2022 promotional single by Kendrick Lamar

"The Heart Part 5" is a song by American rapper Kendrick Lamar. It was surprise released on May 8, 2022, through PGLang, Top Dawg Entertainment, Aftermath Entertainment and Interscope Records, as a promotional single to help anticipate the release for Lamar's fifth studio album Mr. Morale & the Big Steppers, where it was later included as a streaming bonus track. It is the fifth part in his "The Heart" song series following "The Heart Part 4" in 2017, and his first solo release in over four years.

A conscious hip-hop song with soul and jazz influences, Lamar explores personal themes including empathy, death, and depression from different perspectives, as well as African-American culture and institutionalized discrimination similar to the social commentary approach of To Pimp a Butterfly (2015). In the music video, Lamar stands against a red wall, while his face is used with deepfake technology to resemble six modern Black American figures: O. J. Simpson, Kanye West, Jussie Smollett, Will Smith, Kobe Bryant, and Nipsey Hussle, each performed with a verse from their own perspectives.

"The Heart Part 5" received widespread critical acclaim, with critics praising Lamar's social commentary, the music video's connection to his lyrics, and the song's disco-inspired rhythm. Upon its release, it peaked at number fifteen on the US Billboard Hot 100 and number five on the US Hot R&B/Hip-Hop Songs chart, also appearing in charts from multiple countries. The song received five nominations at the 65th Annual Grammy Awards, including for Record of the Year, Song of the Year, Best Music Video, Best Rap Performance and Best Rap Song, winning the latter two.

== Background and release ==
On August 20, 2021, Kendrick Lamar revealed through a blog post on his website that he was in the process of producing his upcoming fifth studio album; his final project under Top Dawg Entertainment. He shared the album's name and release date through a PGLang-headed letter on April 18, 2022. Following the announcement, his website was updated with a new page entitled "The Heart", which contained 399 empty computer folders. News of the song's release was accidentally leaked by music streaming service Spotify, who teased the song through a description of Lamar's playlists before being changed.

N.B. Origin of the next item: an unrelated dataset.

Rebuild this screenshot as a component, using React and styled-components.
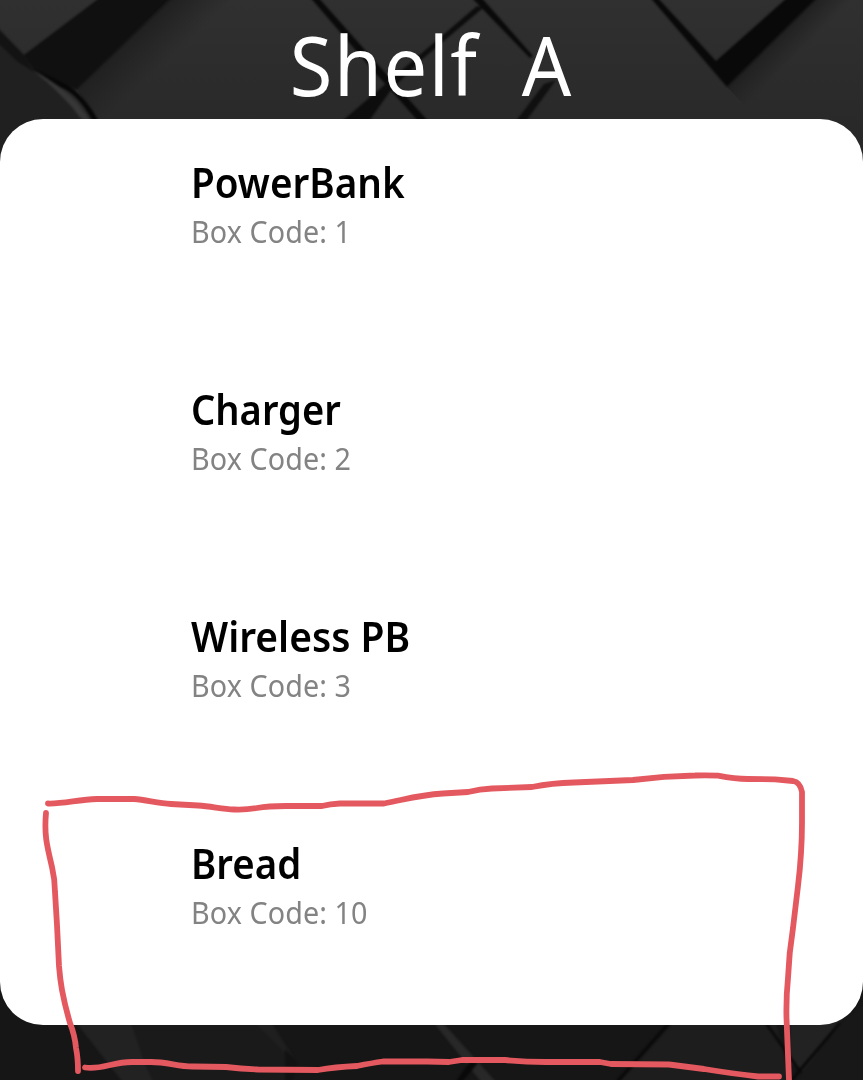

On May 8, 2022, Lamar released "The Heart Part 5", his first solo release in over four years. The single's cover artwork depicts six photoshopped hands being held up, with each of them representing the perspectives Lamar raps about and depicts in the music video. For example, the hand on the far right is photoshopped from a photograph of O.J. Simpson wearing a glove during his 1995 murder trial. With the release of Mr. Morale & the Big Steppers five days later, the song was included as a digital bonus track.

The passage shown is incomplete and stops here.